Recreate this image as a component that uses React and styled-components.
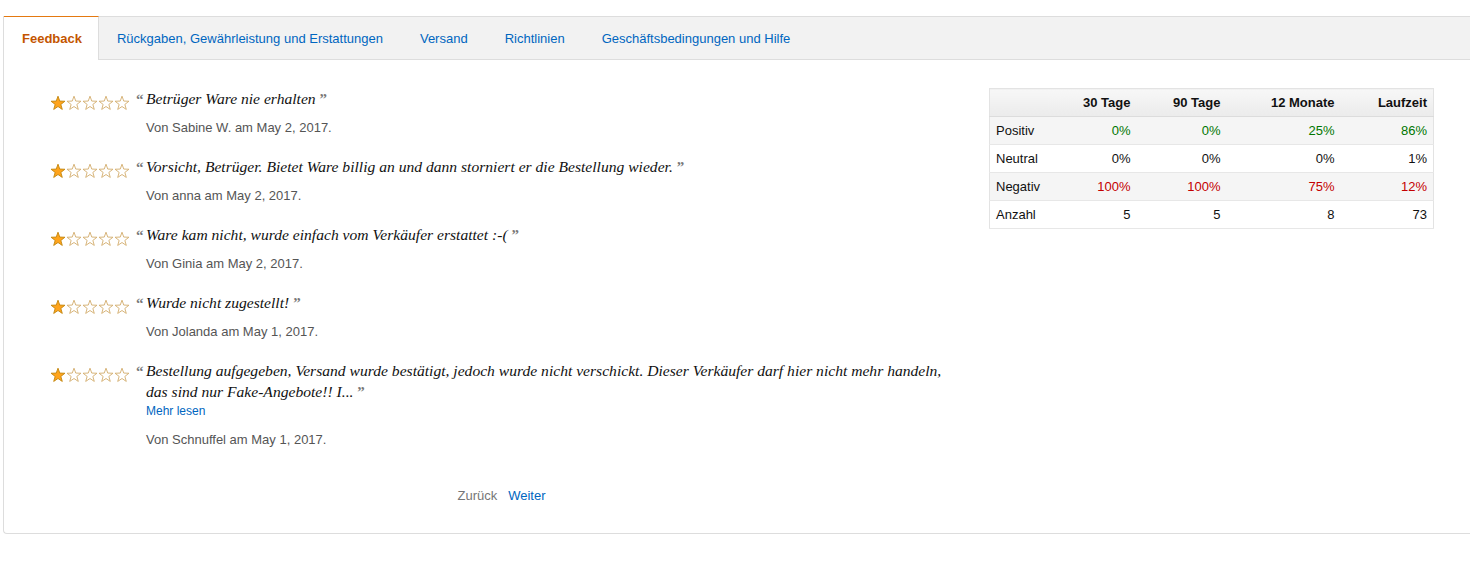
import styled, { createGlobalStyle } from "styled-components";

const GlobalStyle = createGlobalStyle`
  body {
    margin: 0;
    background: #fff;
    font-family: "Liberation Sans", Arial, sans-serif;
    font-size: 13px;
    color: #111;
  }
`;

const tabs = [
  "Feedback",
  "Rückgaben, Gewährleistung und Erstattungen",
  "Versand",
  "Richtlinien",
  "Geschäftsbedingungen und Hilfe",
];

const reviews = [
  { text: "Betrüger Ware nie erhalten", by: "Von Sabine W. am May 2, 2017." },
  {
    text: "Vorsicht, Betrüger. Bietet Ware billig an und dann storniert er die Bestellung wieder.",
    by: "Von anna am May 2, 2017.",
  },
  {
    text: "Ware kam nicht, wurde einfach vom Verkäufer erstattet :-(",
    by: "Von Ginia am May 2, 2017.",
  },
  { text: "Wurde nicht zugestellt!", by: "Von Jolanda am May 1, 2017." },
  {
    text: "Bestellung aufgegeben, Versand wurde bestätigt, jedoch wurde nicht verschickt. Dieser Verkäufer darf hier nicht mehr handeln, das sind nur Fake-Angebote!! I...",
    by: "Von Schnuffel am May 1, 2017.",
    more: true,
  },
];

const stats = [
  { label: "Positiv", tone: "good", values: ["0%", "0%", "25%", "86%"] },
  { label: "Neutral", values: ["0%", "0%", "0%", "1%"] },
  { label: "Negativ", tone: "bad", values: ["100%", "100%", "75%", "12%"] },
  { label: "Anzahl", values: ["5", "5", "8", "73"] },
];

const STAR = "8,1.2 9.76,6.07 14.94,6.24 10.85,9.43 12.29,14.41 8,11.5 3.71,14.41 5.15,9.43 1.06,6.24 6.24,6.07";

function Stars({ count }) {
  return (
    <StarRow>
      {[0, 1, 2, 3, 4].map((i) => (
        <svg key={i} width="16" height="16" viewBox="0 0 16 16">
          <polygon
            points={STAR}
            fill={i < count ? "#ffa41c" : "#fff"}
            stroke={i < count ? "#c2860f" : "#d2ad6c"}
            strokeWidth="0.9"
            strokeLinejoin="round"
          />
        </svg>
      ))}
    </StarRow>
  );
}

function App() {
  return (
    <>
      <GlobalStyle />
      <Page>
        <Panel>
          <TabBar>
            {tabs.map((t, i) => (
              <Tab key={t} $active={i === 0}>
                {t}
              </Tab>
            ))}
          </TabBar>
          <Body>
            <Reviews>
              {reviews.map((r) => (
                <Review key={r.by}>
                  <Stars count={1} />
                  <ReviewText>
                    <Quote>
                      <Mark>“</Mark>{r.text} <Mark>”</Mark>
                    </Quote>
                    {r.more && <More>Mehr lesen</More>}
                    <Byline>{r.by}</Byline>
                  </ReviewText>
                </Review>
              ))}
              <Pager>
                <PageLink>Zurück</PageLink>
                <PageLink $link>Weiter</PageLink>
              </Pager>
            </Reviews>
            <Side>
              <Table>
                <colgroup>
                  <col style={{ width: 57 }} />
                  <col style={{ width: 90 }} />
                  <col style={{ width: 90 }} />
                  <col style={{ width: 114 }} />
                  <col style={{ width: 93 }} />
                </colgroup>
                <thead>
                  <tr>
                    <Th />
                    <Th>30 Tage</Th>
                    <Th>90 Tage</Th>
                    <Th>12 Monate</Th>
                    <Th>Laufzeit</Th>
                  </tr>
                </thead>
                <tbody>
                  {stats.map((row, i) => (
                    <Row key={row.label} $striped={i % 2 === 0}>
                      <Label>{row.label}</Label>
                      {row.values.map((v, j) => (
                        <Cell key={j} $tone={row.tone}>
                          {v}
                        </Cell>
                      ))}
                    </Row>
                  ))}
                </tbody>
              </Table>
            </Side>
          </Body>
        </Panel>
      </Page>
    </>
  );
}

const Page = styled.div`
  padding: 16px 0 0 3px;
`;

const Panel = styled.div`
  border: 1px solid #ddd;
  border-right: none;
  border-radius: 0 0 0 4px;
`;

const TabBar = styled.div`
  display: flex;
  height: 42px;
  background: #f2f2f2;
  border-bottom: 1px solid #ddd;
`;

const Tab = styled.div`
  display: flex;
  align-items: center;
  padding: ${(p) => (p.$active ? "0 16px 0 18px" : "0 18px")};
  font-size: 13px;
  color: ${(p) => (p.$active ? "#c45500" : "#0066c0")};
  font-weight: ${(p) => (p.$active ? 700 : 400)};
  background: ${(p) => (p.$active ? "#fff" : "transparent")};
  border-top: 1px solid ${(p) => (p.$active ? "#e47911" : "transparent")};
  border-right: 1px solid ${(p) => (p.$active ? "#ddd" : "transparent")};
  margin: ${(p) => (p.$active ? "-1px 0 -1px 0" : "0")};
  position: relative;
  cursor: pointer;
`;

const Body = styled.div`
  display: flex;
  padding: 28px 36px 0 0;
`;

const Reviews = styled.div`
  flex: 1;
  padding: 0 36px 28px 46px;
`;

const Review = styled.div`
  display: flex;
  margin-bottom: 19px;
`;

const StarRow = styled.div`
  display: flex;
  width: 80px;
  flex-shrink: 0;
  margin: 7px 16px 0 0;
  height: 16px;
`;

const ReviewText = styled.div`
  flex: 1;
`;

const Quote = styled.div`
  font-family: "Liberation Serif", "Times New Roman", serif;
  font-style: italic;
  font-size: 15.6px;
  line-height: 21px;
  color: #111;
  text-indent: -10px;
`;

const Mark = styled.span`
  display: inline-block;
  width: 10px;
  text-indent: 0;
  font-style: normal;
  font-weight: 700;
  font-size: 15px;
  line-height: 10px;
  color: #777;
`;

const More = styled.div`
  font-size: 12px;
  line-height: 19px;
  color: #0066c0;
  cursor: pointer;
`;

const Byline = styled.div`
  margin-top: 9px;
  font-size: 13px;
  line-height: 19px;
  color: #555;
`;

const Pager = styled.div`
  display: flex;
  justify-content: center;
  gap: 11px;
  margin-top: 37px;
  line-height: 19px;
`;

const PageLink = styled.span`
  font-size: 13px;
  color: ${(p) => (p.$link ? "#0066c0" : "#767676")};
  cursor: ${(p) => (p.$link ? "pointer" : "default")};
`;

const Side = styled.div`
  width: 445px;
  flex-shrink: 0;
`;

const Table = styled.table`
  width: 100%;
  table-layout: fixed;
  border-collapse: collapse;
  border: 1px solid #e3e3e3;
  font-size: 13px;
`;

const Th = styled.th`
  height: 27px;
  padding: 0 6px;
  text-align: right;
  font-weight: 700;
  color: #111;
  background: linear-gradient(#f7f7f7, #ebebeb);
  border-bottom: 1px solid #dcdcdc;
`;

const Row = styled.tr`
  background: ${(p) => (p.$striped ? "#f5f5f5" : "#fff")};
  border-bottom: 1px solid #e7e7e7;
`;

const Label = styled.td`
  height: 27px;
  padding: 0 6px;
  color: #111;
`;

const Cell = styled.td`
  padding: 0 6px;
  text-align: right;
  color: ${(p) =>
    p.$tone === "good" ? "#007600" : p.$tone === "bad" ? "#c40000" : "#111"};
`;

export default App;
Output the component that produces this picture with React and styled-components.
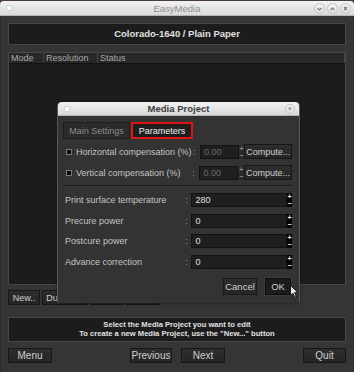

The exercise => State only the count of lines above that hold the string "React".

Completed exercise => 2